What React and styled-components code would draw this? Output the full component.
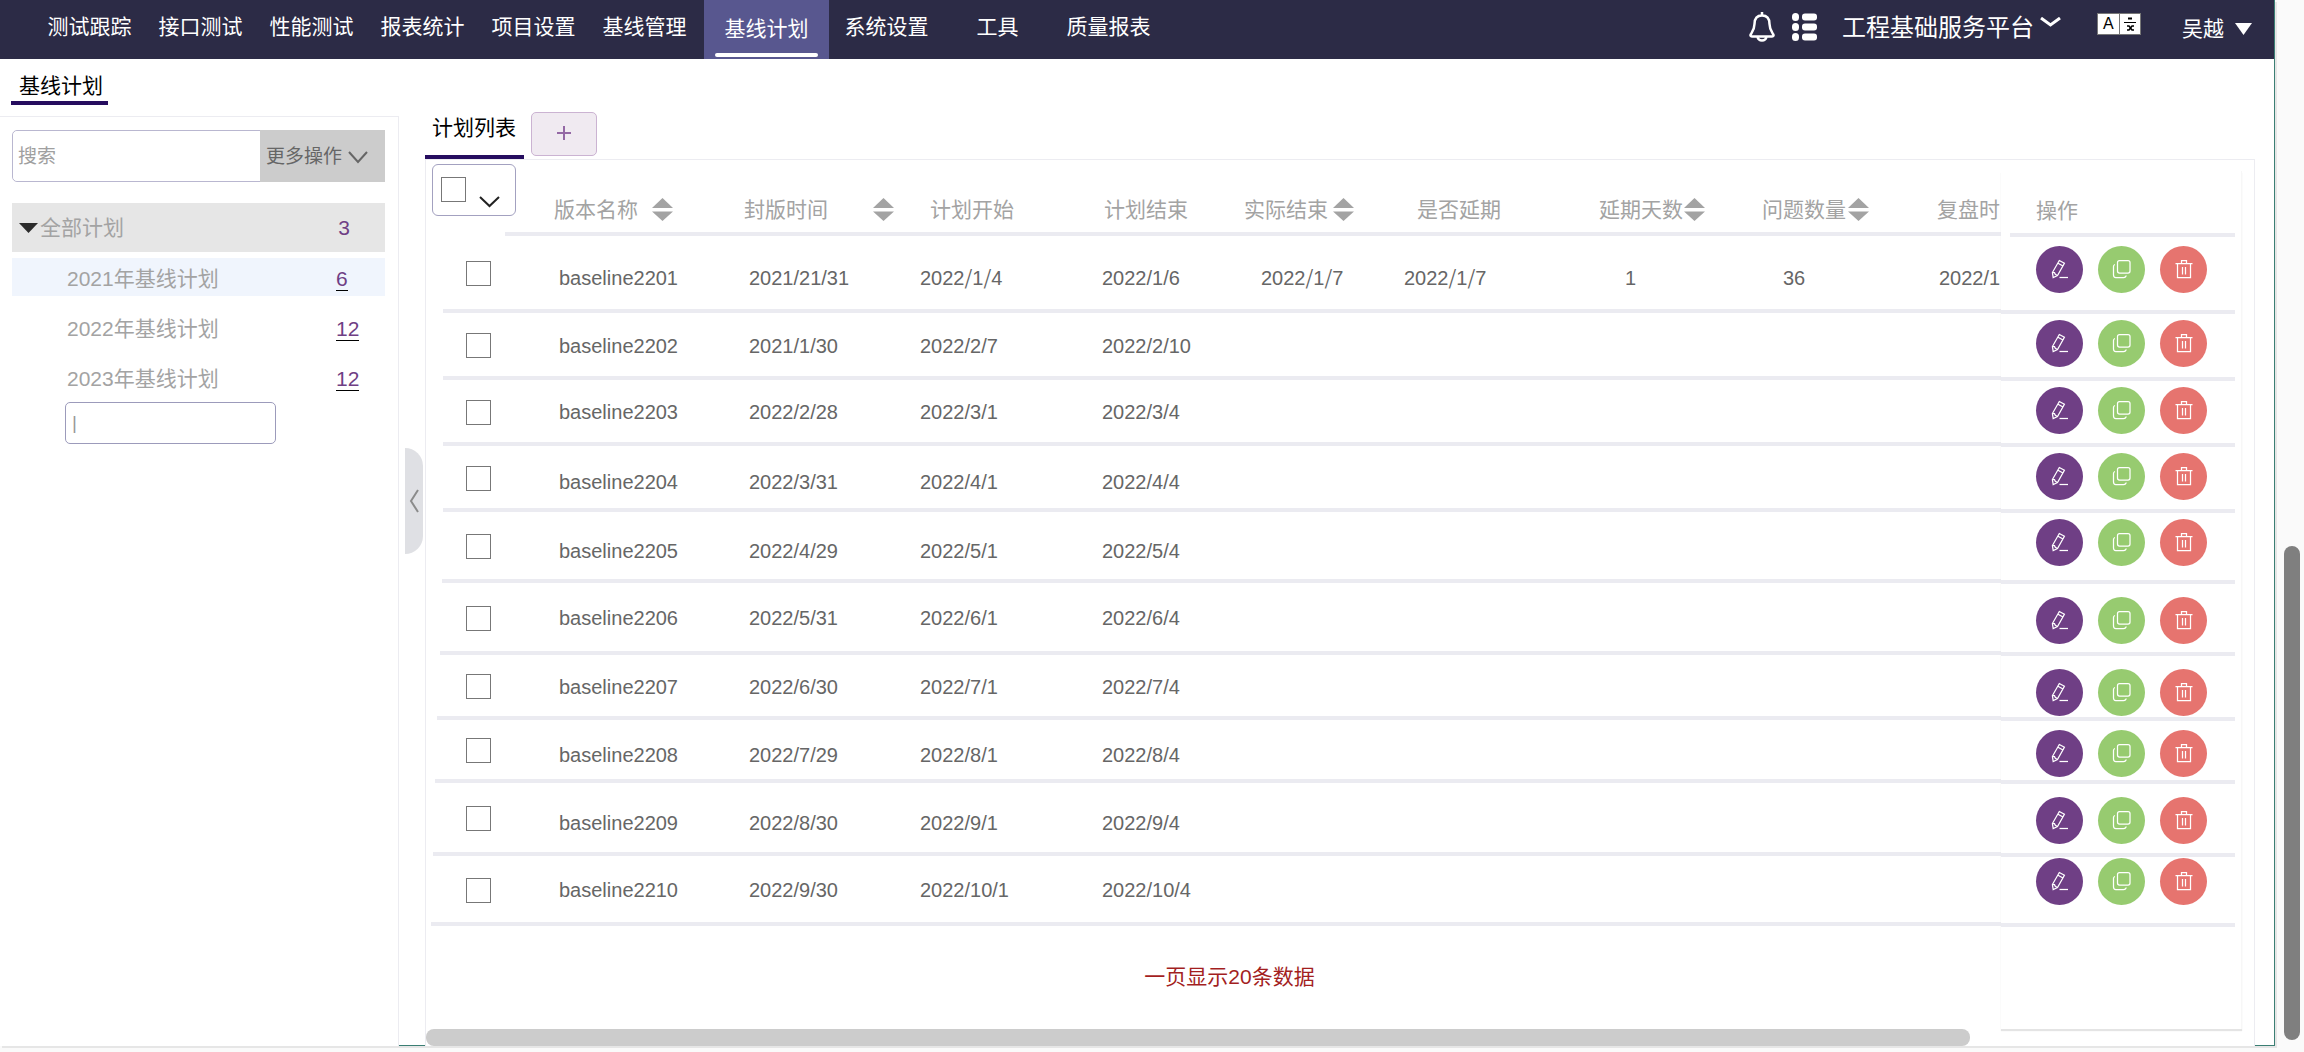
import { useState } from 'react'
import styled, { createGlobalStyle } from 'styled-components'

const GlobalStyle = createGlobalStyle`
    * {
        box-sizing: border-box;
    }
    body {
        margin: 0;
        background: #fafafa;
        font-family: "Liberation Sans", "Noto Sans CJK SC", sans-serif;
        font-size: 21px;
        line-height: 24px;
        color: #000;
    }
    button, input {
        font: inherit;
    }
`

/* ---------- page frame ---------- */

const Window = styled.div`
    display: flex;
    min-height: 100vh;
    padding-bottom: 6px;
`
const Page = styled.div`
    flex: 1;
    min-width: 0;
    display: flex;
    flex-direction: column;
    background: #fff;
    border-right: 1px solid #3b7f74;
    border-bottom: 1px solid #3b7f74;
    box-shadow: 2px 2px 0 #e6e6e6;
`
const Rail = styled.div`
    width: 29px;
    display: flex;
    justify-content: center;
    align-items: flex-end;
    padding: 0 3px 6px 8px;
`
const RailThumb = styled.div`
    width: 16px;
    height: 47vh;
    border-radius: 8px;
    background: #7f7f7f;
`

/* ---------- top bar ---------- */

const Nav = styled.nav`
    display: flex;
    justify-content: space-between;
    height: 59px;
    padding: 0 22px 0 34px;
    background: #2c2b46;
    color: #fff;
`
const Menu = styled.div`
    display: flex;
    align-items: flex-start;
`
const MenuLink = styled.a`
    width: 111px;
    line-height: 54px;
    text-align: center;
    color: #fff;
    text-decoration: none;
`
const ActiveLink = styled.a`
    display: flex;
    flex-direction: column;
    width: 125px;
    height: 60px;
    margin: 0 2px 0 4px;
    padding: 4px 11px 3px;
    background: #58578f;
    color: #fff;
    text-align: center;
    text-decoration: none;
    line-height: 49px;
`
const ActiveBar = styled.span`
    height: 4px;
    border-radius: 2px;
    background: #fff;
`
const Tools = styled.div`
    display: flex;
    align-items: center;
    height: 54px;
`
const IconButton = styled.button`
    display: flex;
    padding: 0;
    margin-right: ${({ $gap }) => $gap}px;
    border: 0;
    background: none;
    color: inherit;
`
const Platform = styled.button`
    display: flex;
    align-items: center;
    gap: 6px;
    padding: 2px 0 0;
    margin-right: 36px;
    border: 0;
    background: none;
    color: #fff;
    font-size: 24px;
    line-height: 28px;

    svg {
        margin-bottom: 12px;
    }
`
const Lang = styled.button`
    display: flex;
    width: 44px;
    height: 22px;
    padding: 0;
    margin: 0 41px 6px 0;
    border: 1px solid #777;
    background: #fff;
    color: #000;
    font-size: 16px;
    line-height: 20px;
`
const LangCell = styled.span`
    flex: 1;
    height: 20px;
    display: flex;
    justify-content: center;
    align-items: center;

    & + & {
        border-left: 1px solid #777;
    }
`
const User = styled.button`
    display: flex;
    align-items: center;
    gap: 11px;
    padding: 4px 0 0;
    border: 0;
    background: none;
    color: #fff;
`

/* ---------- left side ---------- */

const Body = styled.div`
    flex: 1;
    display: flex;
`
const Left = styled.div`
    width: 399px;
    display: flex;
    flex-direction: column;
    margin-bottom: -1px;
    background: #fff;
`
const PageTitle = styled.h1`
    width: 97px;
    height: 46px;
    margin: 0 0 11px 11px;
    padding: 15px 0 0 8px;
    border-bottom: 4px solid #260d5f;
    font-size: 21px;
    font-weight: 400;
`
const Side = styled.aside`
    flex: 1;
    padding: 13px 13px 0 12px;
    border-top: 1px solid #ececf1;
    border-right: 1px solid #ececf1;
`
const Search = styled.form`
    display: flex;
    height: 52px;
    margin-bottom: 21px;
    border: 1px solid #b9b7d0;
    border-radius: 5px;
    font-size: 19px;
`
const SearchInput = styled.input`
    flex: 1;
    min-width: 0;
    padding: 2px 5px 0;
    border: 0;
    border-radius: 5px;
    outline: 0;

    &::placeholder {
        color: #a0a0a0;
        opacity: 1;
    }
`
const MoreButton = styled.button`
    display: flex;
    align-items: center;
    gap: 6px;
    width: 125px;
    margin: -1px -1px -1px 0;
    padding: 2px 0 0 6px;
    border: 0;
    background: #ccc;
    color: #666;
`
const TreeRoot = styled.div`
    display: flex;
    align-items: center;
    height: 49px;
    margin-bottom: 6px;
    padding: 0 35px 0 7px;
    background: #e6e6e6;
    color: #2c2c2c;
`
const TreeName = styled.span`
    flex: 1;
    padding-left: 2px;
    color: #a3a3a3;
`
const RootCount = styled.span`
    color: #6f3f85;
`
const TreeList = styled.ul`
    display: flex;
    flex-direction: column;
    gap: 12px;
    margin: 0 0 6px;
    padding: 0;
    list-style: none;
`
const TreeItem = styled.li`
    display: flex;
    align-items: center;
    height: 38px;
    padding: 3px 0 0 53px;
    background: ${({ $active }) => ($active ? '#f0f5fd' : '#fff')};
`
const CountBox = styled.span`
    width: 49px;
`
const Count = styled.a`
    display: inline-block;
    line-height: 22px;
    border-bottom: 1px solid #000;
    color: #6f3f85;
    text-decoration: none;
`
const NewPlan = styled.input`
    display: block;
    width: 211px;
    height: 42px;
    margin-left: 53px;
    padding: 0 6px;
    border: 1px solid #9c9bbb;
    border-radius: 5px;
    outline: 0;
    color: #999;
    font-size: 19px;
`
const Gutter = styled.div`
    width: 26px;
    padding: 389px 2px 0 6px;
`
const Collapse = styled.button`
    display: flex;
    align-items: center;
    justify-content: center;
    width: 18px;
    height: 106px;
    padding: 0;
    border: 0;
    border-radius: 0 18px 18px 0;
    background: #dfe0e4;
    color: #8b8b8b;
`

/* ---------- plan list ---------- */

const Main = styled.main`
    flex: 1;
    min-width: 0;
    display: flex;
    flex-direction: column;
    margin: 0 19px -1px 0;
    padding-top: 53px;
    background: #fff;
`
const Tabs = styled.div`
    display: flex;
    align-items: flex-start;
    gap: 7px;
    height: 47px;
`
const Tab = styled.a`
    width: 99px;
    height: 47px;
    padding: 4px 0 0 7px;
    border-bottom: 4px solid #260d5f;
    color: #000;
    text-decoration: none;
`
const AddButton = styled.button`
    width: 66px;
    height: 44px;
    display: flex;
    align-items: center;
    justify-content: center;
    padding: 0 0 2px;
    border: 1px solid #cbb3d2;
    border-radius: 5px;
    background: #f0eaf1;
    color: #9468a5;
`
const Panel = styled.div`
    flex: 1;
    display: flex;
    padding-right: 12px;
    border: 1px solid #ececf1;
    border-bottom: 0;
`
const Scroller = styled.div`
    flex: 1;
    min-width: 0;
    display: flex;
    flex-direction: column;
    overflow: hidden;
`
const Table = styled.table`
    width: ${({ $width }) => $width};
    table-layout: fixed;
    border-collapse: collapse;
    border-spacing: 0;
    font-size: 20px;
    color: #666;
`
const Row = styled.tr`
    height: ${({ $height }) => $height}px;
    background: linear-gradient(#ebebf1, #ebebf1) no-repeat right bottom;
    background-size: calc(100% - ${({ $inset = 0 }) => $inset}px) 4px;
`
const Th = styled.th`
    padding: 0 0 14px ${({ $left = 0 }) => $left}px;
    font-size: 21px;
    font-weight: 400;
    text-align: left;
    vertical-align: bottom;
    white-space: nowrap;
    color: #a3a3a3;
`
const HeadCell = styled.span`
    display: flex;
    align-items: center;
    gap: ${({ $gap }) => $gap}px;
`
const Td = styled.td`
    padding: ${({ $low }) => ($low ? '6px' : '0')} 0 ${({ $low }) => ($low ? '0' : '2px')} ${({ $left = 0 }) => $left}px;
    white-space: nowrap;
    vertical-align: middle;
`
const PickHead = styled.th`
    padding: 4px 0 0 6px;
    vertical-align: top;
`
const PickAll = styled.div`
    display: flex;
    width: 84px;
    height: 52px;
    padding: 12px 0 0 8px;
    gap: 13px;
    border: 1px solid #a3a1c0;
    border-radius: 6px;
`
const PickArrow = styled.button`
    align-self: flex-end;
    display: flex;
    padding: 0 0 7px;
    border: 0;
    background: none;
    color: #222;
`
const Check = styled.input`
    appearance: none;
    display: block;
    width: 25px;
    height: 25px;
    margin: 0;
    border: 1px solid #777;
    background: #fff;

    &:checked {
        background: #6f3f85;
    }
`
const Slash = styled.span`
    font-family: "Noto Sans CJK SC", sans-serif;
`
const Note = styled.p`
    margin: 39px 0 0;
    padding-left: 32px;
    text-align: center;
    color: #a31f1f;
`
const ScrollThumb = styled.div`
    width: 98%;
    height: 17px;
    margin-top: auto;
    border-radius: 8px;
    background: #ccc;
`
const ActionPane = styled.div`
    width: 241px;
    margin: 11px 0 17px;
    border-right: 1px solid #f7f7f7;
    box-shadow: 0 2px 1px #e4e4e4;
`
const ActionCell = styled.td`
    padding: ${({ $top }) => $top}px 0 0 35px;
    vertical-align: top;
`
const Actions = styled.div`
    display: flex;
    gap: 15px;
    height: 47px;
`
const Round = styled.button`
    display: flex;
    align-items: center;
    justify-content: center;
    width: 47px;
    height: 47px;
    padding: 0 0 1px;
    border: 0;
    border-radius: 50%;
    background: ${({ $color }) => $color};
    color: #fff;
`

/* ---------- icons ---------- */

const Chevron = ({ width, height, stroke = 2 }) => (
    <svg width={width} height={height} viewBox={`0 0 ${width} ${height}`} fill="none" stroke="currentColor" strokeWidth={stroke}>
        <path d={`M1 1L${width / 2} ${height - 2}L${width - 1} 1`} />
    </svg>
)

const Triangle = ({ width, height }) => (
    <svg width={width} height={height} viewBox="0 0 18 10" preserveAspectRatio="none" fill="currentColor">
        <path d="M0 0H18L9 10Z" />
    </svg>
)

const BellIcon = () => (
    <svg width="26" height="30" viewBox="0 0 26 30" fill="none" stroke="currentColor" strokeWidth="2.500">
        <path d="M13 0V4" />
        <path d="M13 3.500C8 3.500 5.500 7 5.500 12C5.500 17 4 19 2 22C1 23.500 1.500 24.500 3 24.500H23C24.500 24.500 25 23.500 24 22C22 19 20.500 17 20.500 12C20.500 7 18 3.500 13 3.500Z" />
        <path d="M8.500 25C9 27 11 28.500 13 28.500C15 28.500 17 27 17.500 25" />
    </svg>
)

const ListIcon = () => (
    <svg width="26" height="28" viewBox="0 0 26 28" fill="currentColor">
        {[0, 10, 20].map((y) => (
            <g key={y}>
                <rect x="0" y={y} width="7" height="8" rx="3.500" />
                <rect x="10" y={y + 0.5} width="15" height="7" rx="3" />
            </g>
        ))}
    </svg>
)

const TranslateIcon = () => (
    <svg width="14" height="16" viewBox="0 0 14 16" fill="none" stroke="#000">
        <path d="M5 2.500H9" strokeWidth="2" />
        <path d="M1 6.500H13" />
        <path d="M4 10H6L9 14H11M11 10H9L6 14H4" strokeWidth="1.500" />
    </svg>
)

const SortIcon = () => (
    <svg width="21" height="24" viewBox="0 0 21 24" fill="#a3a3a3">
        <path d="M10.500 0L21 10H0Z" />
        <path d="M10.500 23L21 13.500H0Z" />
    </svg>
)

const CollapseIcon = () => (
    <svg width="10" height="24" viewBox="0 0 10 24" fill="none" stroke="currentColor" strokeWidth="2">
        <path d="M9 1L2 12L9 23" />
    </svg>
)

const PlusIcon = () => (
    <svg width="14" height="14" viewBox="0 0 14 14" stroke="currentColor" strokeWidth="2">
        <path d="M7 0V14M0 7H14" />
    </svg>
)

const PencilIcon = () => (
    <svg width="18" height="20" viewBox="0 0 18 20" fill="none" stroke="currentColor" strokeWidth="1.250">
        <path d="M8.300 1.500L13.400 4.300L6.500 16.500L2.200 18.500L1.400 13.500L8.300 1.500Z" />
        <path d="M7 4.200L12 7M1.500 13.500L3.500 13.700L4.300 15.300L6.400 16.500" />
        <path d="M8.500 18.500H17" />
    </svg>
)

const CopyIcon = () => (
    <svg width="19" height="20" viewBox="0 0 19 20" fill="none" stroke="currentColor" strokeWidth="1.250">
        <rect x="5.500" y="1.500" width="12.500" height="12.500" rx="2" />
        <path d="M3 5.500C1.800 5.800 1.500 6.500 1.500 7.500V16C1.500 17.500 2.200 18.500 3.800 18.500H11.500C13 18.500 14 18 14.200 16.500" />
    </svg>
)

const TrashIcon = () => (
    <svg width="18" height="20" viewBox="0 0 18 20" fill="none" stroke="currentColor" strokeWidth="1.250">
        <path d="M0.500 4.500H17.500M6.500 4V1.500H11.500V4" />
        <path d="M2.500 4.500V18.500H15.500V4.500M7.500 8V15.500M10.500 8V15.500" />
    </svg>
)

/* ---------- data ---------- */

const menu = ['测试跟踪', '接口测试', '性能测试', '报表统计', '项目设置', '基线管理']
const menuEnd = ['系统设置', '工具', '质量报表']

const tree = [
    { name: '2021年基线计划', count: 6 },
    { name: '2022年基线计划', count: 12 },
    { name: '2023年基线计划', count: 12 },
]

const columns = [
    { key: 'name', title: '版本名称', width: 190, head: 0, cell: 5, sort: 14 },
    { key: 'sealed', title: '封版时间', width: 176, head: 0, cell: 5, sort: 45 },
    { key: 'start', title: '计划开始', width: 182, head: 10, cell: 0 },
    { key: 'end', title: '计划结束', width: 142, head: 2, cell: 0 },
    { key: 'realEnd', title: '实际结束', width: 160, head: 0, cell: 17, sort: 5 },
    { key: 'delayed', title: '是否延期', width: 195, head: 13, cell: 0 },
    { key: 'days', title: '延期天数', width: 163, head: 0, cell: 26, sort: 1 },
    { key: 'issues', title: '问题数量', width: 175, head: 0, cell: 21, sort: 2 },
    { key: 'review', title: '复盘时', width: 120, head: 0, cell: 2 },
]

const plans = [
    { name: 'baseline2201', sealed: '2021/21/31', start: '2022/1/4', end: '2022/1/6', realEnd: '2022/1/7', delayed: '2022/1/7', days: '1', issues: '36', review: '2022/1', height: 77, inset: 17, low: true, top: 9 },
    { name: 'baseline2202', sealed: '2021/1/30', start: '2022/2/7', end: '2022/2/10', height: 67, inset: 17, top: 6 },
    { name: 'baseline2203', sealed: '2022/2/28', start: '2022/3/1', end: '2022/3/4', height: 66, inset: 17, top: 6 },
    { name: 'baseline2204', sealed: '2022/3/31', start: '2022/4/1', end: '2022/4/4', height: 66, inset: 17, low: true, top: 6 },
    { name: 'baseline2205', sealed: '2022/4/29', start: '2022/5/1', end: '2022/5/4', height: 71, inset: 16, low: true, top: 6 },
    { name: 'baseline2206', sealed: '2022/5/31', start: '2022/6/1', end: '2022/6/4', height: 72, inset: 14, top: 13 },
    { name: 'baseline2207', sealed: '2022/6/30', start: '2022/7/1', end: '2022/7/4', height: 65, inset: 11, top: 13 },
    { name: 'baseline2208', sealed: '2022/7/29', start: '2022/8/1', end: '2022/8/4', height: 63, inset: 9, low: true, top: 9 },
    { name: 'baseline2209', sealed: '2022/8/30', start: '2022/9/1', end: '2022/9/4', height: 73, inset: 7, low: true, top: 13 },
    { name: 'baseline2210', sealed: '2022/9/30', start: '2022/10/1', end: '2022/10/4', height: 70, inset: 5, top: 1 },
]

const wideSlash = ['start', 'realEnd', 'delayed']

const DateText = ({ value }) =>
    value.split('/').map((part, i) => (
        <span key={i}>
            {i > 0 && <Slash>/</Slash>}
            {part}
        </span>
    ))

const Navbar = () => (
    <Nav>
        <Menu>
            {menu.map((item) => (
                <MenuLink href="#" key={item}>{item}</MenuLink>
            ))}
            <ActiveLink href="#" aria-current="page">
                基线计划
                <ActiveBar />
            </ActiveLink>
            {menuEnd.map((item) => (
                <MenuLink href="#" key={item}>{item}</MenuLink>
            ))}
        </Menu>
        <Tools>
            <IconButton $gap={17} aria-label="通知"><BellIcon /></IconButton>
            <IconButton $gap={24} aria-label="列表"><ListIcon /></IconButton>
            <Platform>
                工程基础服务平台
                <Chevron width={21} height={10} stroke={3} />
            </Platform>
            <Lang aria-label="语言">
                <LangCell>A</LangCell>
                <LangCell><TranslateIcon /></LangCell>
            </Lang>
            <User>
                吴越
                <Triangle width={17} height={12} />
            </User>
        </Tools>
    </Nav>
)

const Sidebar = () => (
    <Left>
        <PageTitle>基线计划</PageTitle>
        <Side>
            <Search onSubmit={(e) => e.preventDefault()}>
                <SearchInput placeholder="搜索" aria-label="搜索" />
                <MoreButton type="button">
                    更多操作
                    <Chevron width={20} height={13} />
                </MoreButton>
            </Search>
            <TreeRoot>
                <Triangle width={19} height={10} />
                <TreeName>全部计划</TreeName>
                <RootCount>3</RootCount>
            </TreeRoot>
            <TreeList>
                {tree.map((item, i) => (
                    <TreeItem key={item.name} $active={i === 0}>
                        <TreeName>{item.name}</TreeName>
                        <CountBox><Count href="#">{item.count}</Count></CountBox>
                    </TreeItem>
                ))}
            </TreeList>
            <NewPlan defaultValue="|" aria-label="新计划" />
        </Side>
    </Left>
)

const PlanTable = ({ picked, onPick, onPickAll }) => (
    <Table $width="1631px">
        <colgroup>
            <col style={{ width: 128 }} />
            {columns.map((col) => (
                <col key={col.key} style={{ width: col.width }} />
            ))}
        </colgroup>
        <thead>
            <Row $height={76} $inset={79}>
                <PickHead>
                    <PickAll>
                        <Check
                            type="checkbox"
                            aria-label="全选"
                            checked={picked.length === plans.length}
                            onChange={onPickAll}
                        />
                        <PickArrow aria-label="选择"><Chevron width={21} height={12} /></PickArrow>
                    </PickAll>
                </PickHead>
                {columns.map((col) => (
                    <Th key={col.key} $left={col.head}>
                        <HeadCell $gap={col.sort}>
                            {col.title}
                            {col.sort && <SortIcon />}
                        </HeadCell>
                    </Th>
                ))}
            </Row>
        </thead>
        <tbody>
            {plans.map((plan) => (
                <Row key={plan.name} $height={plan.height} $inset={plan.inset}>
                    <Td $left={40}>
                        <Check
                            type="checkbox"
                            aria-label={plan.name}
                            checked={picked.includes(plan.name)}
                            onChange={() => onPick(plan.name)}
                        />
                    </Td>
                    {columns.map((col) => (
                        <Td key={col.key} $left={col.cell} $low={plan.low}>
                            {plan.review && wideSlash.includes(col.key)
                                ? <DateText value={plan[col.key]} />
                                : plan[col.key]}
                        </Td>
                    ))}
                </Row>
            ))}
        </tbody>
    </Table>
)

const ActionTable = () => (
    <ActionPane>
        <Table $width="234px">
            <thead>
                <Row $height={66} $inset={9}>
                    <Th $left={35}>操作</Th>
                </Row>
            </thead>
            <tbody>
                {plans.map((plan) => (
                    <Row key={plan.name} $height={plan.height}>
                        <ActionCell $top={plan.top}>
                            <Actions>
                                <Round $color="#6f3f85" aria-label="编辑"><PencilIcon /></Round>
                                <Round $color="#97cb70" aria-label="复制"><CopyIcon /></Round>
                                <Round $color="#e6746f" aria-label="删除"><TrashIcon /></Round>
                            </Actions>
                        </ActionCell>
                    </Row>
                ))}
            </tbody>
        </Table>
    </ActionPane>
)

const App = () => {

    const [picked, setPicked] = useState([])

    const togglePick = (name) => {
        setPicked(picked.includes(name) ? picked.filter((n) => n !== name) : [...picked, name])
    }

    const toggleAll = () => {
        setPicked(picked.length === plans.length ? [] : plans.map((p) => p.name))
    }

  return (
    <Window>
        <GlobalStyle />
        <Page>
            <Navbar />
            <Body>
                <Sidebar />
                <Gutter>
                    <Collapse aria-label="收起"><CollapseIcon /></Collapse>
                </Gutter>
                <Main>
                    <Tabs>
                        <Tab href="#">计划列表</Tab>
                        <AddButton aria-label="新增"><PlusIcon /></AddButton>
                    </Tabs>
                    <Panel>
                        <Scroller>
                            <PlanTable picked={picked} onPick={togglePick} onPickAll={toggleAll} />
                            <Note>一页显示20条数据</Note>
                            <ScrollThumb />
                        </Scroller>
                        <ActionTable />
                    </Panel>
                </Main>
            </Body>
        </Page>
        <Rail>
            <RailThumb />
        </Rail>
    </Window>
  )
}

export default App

▶ _Your task_: Starting at the top of the listing above, please restate word for word each line up to and including the one that holds "frame ---------- */", omitting every image.

▶ _Answer to this exercise_:
What React and styled-components code would draw this? Output the full component.
import { useState } from 'react'
import styled, { createGlobalStyle } from 'styled-components'

const GlobalStyle = createGlobalStyle`
    * {
        box-sizing: border-box;
    }
    body {
        margin: 0;
        background: #fafafa;
        font-family: "Liberation Sans", "Noto Sans CJK SC", sans-serif;
        font-size: 21px;
        line-height: 24px;
        color: #000;
    }
    button, input {
        font: inherit;
    }
`

/* ---------- page frame ---------- */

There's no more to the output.